学芸員のちょっと?した日記

美術館学芸員の本当に他愛もない日記・・・だったのですが、今は自分の趣味をなんでも書いています

『河北新報のいちばん長い日』を読む

2020-03-26 20:29:46 | 読書感想
新型肺炎の感染者数が東京都でじわりと上昇してきています。こうしたニュースに接すると、心のなかが心配や不安で騒がしくなります。けれど、心を強く持ち、うがい、手洗いなどの予防策を続けて、常に頭脳は冷静で居たいものです。
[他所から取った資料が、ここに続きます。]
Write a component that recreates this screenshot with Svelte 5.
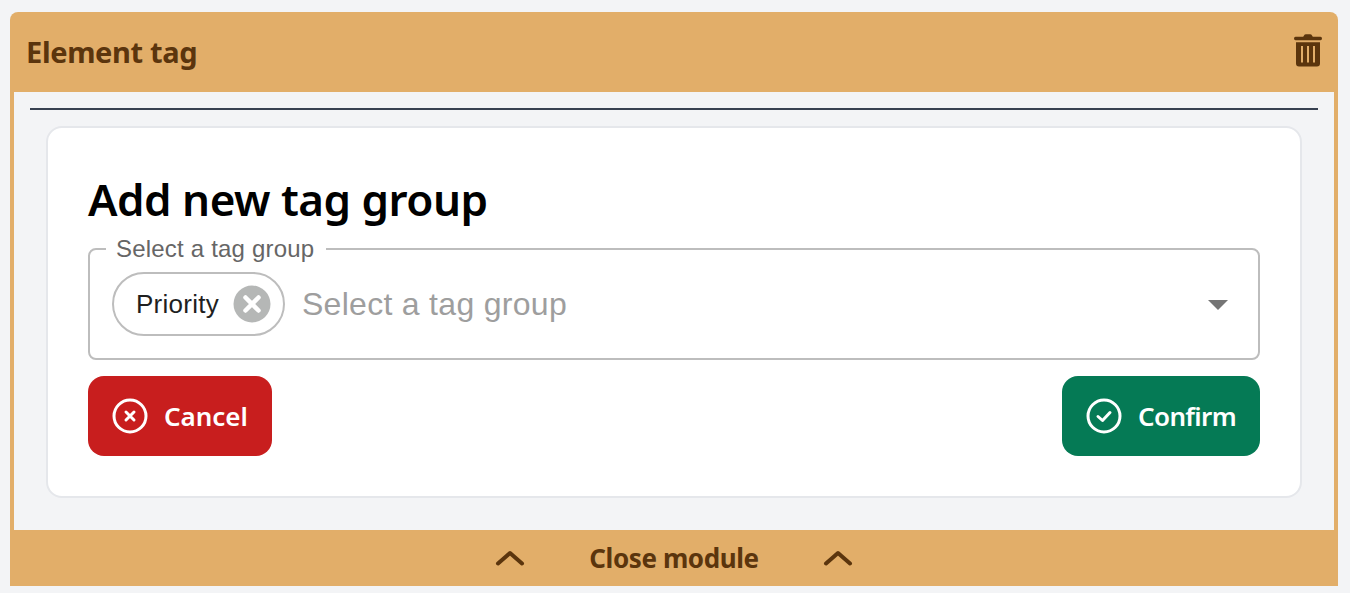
<script>
  const title = "Element tag";
  const label = "Select a tag group";
</script>

<div class="module">
  <header class="head">
    <h2>{title}</h2>
    <button class="trash" aria-label="Delete">
      <svg width="28" height="34" viewBox="0 0 28 34">
        <path fill="currentColor" d="M10 1.500 Q10.500 .2 12 .2 H16 Q17.500 .2 18 1.500 L18.800 2.800 H26.500 Q28 2.800 28 4.500 Q28 6.200 26.500 6.200 H1.500 Q0 6.200 0 4.500 Q0 2.800 1.500 2.800 H9.200 Z" />
        <path fill="currentColor" fill-rule="evenodd" d="M2 8.300 H26 V29.500 Q26 32.500 23 32.500 H5 Q2 32.500 2 29.500 Z M7 12 V28.500 H9 V12 Z M13 12 V28.500 H15 V12 Z M19 12 V28.500 H21 V12 Z" />
      </svg>
    </button>
  </header>

  <div class="body">
    <hr />
    <section class="card">
      <h1>Add new tag group</h1>
      <fieldset class="field">
        <legend>{label}</legend>
        <div class="control">
          <span class="chip">
            Priority
            <svg class="chip-x" width="38" height="38" viewBox="0 0 38 38">
              <circle cx="19" cy="19" r="18.500" fill="#b5b7b6" />
              <path d="M12.500 12.500 L25.500 25.500 M25.500 12.500 L12.500 25.500" stroke="#fff" stroke-width="4.500" stroke-linecap="round" />
            </svg>
          </span>
          <span class="placeholder">{label}</span>
          <span class="arrow"></span>
        </div>
      </fieldset>
      <div class="actions">
        <button class="btn cancel">
          <svg width="36" height="36" viewBox="0 0 36 36" fill="none" stroke="#fff" stroke-width="3" stroke-linecap="round" stroke-linejoin="round">
            <circle cx="18" cy="18" r="16" />
            <path d="M14 14 L22 22 M22 14 L14 22" />
          </svg>
          Cancel
        </button>
        <button class="btn confirm">
          <svg width="36" height="36" viewBox="0 0 36 36" fill="none" stroke="#fff" stroke-width="3" stroke-linecap="round" stroke-linejoin="round">
            <circle cx="18" cy="18" r="16" />
            <path d="M12 18.500 L16.500 22.500 L24 14.500" />
          </svg>
          Confirm
        </button>
      </div>
    </section>
  </div>

  <footer class="foot">
    <svg width="30" height="16" viewBox="0 0 30 16" fill="none" stroke="currentColor" stroke-width="4" stroke-linecap="round" stroke-linejoin="round"><path d="M3 13.500 L15 3 L27 13.500" /></svg>
    <span>Close module</span>
    <svg width="30" height="16" viewBox="0 0 30 16" fill="none" stroke="currentColor" stroke-width="4" stroke-linecap="round" stroke-linejoin="round"><path d="M3 13.500 L15 3 L27 13.500" /></svg>
  </footer>
</div>

<style>
  :global(body) {
    background: #f3f4f6;
    font-family: "Noto Sans", sans-serif;
  }

  .module {
    margin: 12px 12px 0 10px;
    display: flex;
    flex-direction: column;
  }

  .head {
    height: 80px;
    padding: 0 16px;
    background: #e2ae69;
    color: #5b350d;
    border-radius: 8px 8px 0 0;
    display: flex;
    align-items: center;
    justify-content: space-between;
  }

  h2 {
    margin: 0 0 2px;
    font-size: 29px;
    font-weight: 700;
    letter-spacing: -0.35px;
  }

  .trash {
    border: none;
    background: none;
    padding: 0;
    margin-bottom: 2px;
    color: inherit;
    display: flex;
  }

  .body {
    border: solid #e2ae69;
    border-width: 0 4px;
    padding: 16px 16px 32px;
    background: #f3f4f6;
  }

  hr {
    margin: 0 0 16px;
    border: none;
    height: 2px;
    background: #374151;
  }

  .card {
    background: #fff;
    border: 2px solid #e5e7eb;
    border-radius: 16px;
    margin: 0 16px;
    padding: 40px;
    height: 372px;
    box-sizing: border-box;
  }

  h1 {
    margin: 0;
    height: 80px;
    line-height: 62px;
    font-size: 44px;
    font-weight: 600;
    color: #000;
    letter-spacing: -0.5px;
  }

  .field {
    margin: -11px 0 0;
    padding: 0 22px;
    height: 123px;
    box-sizing: border-box;
    border: 2px solid #bdbdbd;
    border-radius: 8px;
    font-family: "Liberation Sans", sans-serif;
  }

  legend {
    margin-left: -6px;
    padding: 0 12px 1px 10px;
    font-size: 24px;
    letter-spacing: 0.2px;
    color: #666;
    line-height: 23px;
  }

  .control {
    display: flex;
    align-items: center;
    margin-top: 11px;
  }

  .chip {
    display: flex;
    align-items: center;
    gap: 14px;
    height: 64px;
    box-sizing: border-box;
    padding: 0 12px 0 22px;
    border: 2px solid #bdbdbd;
    border-radius: 32px;
    font-size: 26px;
    letter-spacing: 0.25px;
    color: #1f1f1f;
    margin-right: 17px;
  }

  .chip-x {
    flex: none;
  }

  .placeholder {
    flex: 1;
    font-size: 32px;
    letter-spacing: 0.3px;
    color: #9e9e9e;
  }

  .arrow {
    width: 0;
    height: 0;
    border: solid transparent;
    border-width: 10px 10px 0;
    border-top-color: #757575;
    margin: 2px 8px 0 0;
  }

  .actions {
    display: flex;
    justify-content: space-between;
    margin-top: 16px;
  }

  .btn {
    height: 80px;
    border: none;
    border-radius: 16px;
    color: #fff;
    font: 600 26px "Noto Sans", sans-serif;
    display: flex;
    align-items: center;
    gap: 16px;
    padding: 0 24px;
  }

  .cancel {
    background: #c81e1e;
    letter-spacing: -0.05px;
  }

  .confirm {
    background: #057a55;
    letter-spacing: -0.65px;
  }

  .foot {
    height: 56px;
    background: #e2ae69;
    color: #5b350d;
    display: flex;
    align-items: center;
    justify-content: center;
    gap: 64px;
    font-size: 26px;
    font-weight: 700;
    letter-spacing: -0.4px;
  }
</style>
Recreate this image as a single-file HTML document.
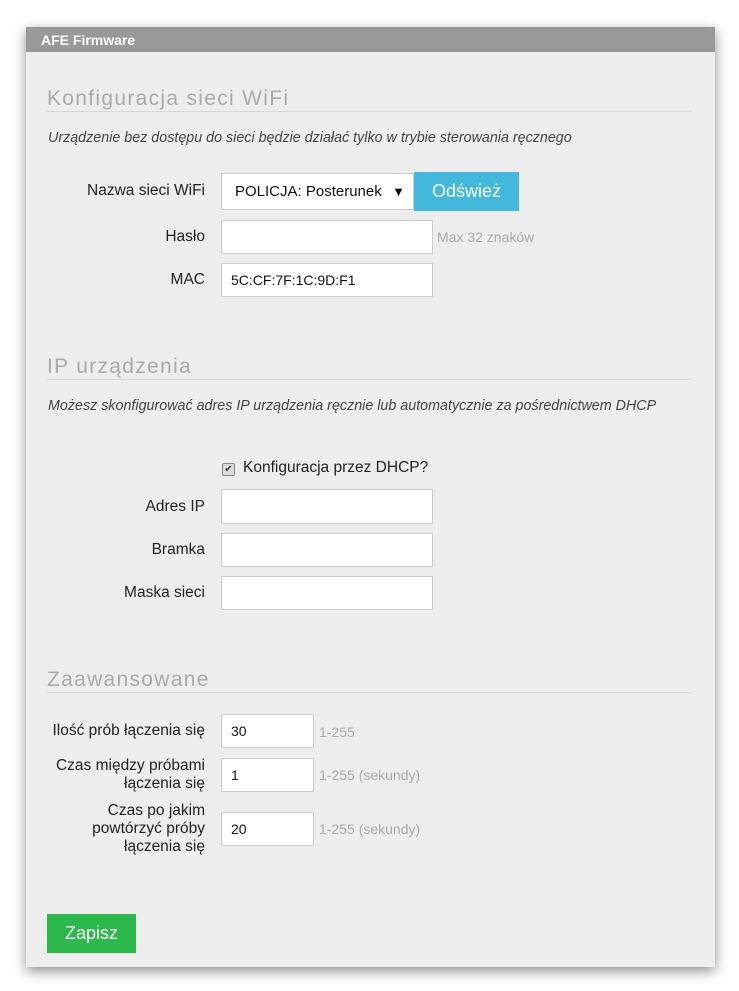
<!DOCTYPE html>
<html><head><meta charset="utf-8"><style>
body{margin:0;width:739px;height:991px;background:#fff;font-family:"Liberation Sans",sans-serif;position:relative;overflow:hidden}
.panel{position:absolute;left:26px;top:27px;width:689px;height:940px;background:#ededed;box-shadow:0 4px 12px rgba(0,0,0,.45)}
.hdr{position:absolute;left:26px;top:27px;width:689px;height:25px;background:#999;color:#fff;font-weight:bold;font-size:14px;line-height:26px}
.hdr span{margin-left:15px}
.a{position:absolute}
.h{left:47px;font-size:21px;color:#aaa;letter-spacing:1.3px}
.ln{left:47px;width:645px;height:1px;background:#d8d8d8}
.it{left:48px;font-size:14.3px;font-style:italic;color:#444}
.lb{right:534px;font-size:15.5px;color:#222;text-align:right;line-height:18px;white-space:nowrap}
.in{background:#fff;border:1px solid #ccc;box-sizing:border-box;font-size:14px;color:#111;padding-left:9px}
.hint{font-size:14px;color:#aaa}
</style></head><body>
<div class="panel"></div>
<div class="hdr"><span>AFE Firmware</span></div>

<div class="a h" style="top:87px">Konfiguracja sieci WiFi</div>
<div class="a ln" style="top:111px"></div>
<div class="a it" style="top:130px">Urządzenie bez dostępu do sieci będzie działać tylko w trybie sterowania ręcznego</div>

<div class="a lb" style="top:182px">Nazwa sieci WiFi</div>
<div class="a in" style="left:221px;top:173px;width:193px;height:37px;line-height:35px;padding-left:13px;font-size:15px">POLICJA: Posterunek<span style="position:absolute;right:8px;font-size:13px">▼</span></div>
<div class="a" style="left:414px;top:172px;width:105px;height:39px;background:#42b8dd;color:#fff;font-size:18px;line-height:38px;text-align:center">Odśwież</div>

<div class="a lb" style="top:228px">Hasło</div>
<div class="a in" style="left:221px;top:220px;width:212px;height:34px"></div>
<div class="a hint" style="left:437px;top:229px">Max 32 znaków</div>

<div class="a lb" style="top:271px">MAC</div>
<div class="a in" style="left:221px;top:263px;width:212px;height:34px;line-height:32px">5C:CF:7F:1C:9D:F1</div>

<div class="a h" style="top:355px">IP urządzenia</div>
<div class="a ln" style="top:379px"></div>
<div class="a it" style="top:398px">Możesz skonfigurować adres IP urządzenia ręcznie lub automatycznie za pośrednictwem DHCP</div>

<div class="a" style="left:222px;top:463px;width:11px;height:11px;border:1px solid #888;border-radius:2px;background:#ddd;font-size:10px;line-height:11px;text-align:center;color:#333">✔</div>
<div class="a" style="left:243px;top:459px;font-size:15.5px;color:#222">Konfiguracja przez DHCP?</div>

<div class="a lb" style="top:498px">Adres IP</div>
<div class="a in" style="left:221px;top:489px;width:212px;height:35px"></div>
<div class="a lb" style="top:541px">Bramka</div>
<div class="a in" style="left:221px;top:533px;width:212px;height:34px"></div>
<div class="a lb" style="top:584px">Maska sieci</div>
<div class="a in" style="left:221px;top:576px;width:212px;height:34px"></div>

<div class="a h" style="top:668px">Zaawansowane</div>
<div class="a ln" style="top:692px"></div>

<div class="a lb" style="top:722px">Ilość prób łączenia się</div>
<div class="a in" style="left:221px;top:714px;width:93px;height:34px;line-height:32px">30</div>
<div class="a hint" style="left:319px;top:724px">1-255</div>

<div class="a lb" style="top:757px">Czas między próbami<br>łączenia się</div>
<div class="a in" style="left:221px;top:758px;width:93px;height:34px;line-height:32px">1</div>
<div class="a hint" style="left:319px;top:767px">1-255 (sekundy)</div>

<div class="a lb" style="top:802px">Czas po jakim<br>powtórzyć próby<br>łączenia się</div>
<div class="a in" style="left:221px;top:812px;width:93px;height:34px;line-height:32px">20</div>
<div class="a hint" style="left:319px;top:821px">1-255 (sekundy)</div>

<div class="a" style="left:47px;top:914px;width:89px;height:39px;background:#2db84c;color:#fff;font-size:18px;line-height:38px;text-align:center">Zapisz</div>
</body></html>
先日、『河北新報の一番長い日 震災下の地元紙』(文春文庫、2014年)を読みました。河北新報は宮城県を中心に発行する地域ブロック紙。震災の影響で新聞社の生命線であるサーバーが使えなくなり、自社制作を断念せざる得ない状況になったとき、河北新報社社長の一力雅彦氏はきわめて落ち着いた言葉で社員たちを鼓舞しました。地域の人々に長年にわたって支えてもらっていた恩を返すのは今しかない、いかなる状況になっても新聞は発行し続ける、それが読者への恩返しだ。一力の言葉のもと、社員たちはまるで1つの家族のように、食料、ガソリン、用紙の不足や、限られた条件のなかでの最大限の取材に取り組み、新聞を発行していきます。被災者へ情報を届けるという使命感に支えられて。

実家が宮城県である私にとって、河北新報は子供のころから馴染みのある新聞で、今でも帰省したときには必ず買い求めます。個人的な思い入れもあり、私には涙なくして読むことができませんでした。使命感というものが人間を大きく動かす。何度も災害現場に足を運び、被災者たちの心に寄り添いながら貴重な情報を送り続けた記者たちの姿には本当に頭が下がります。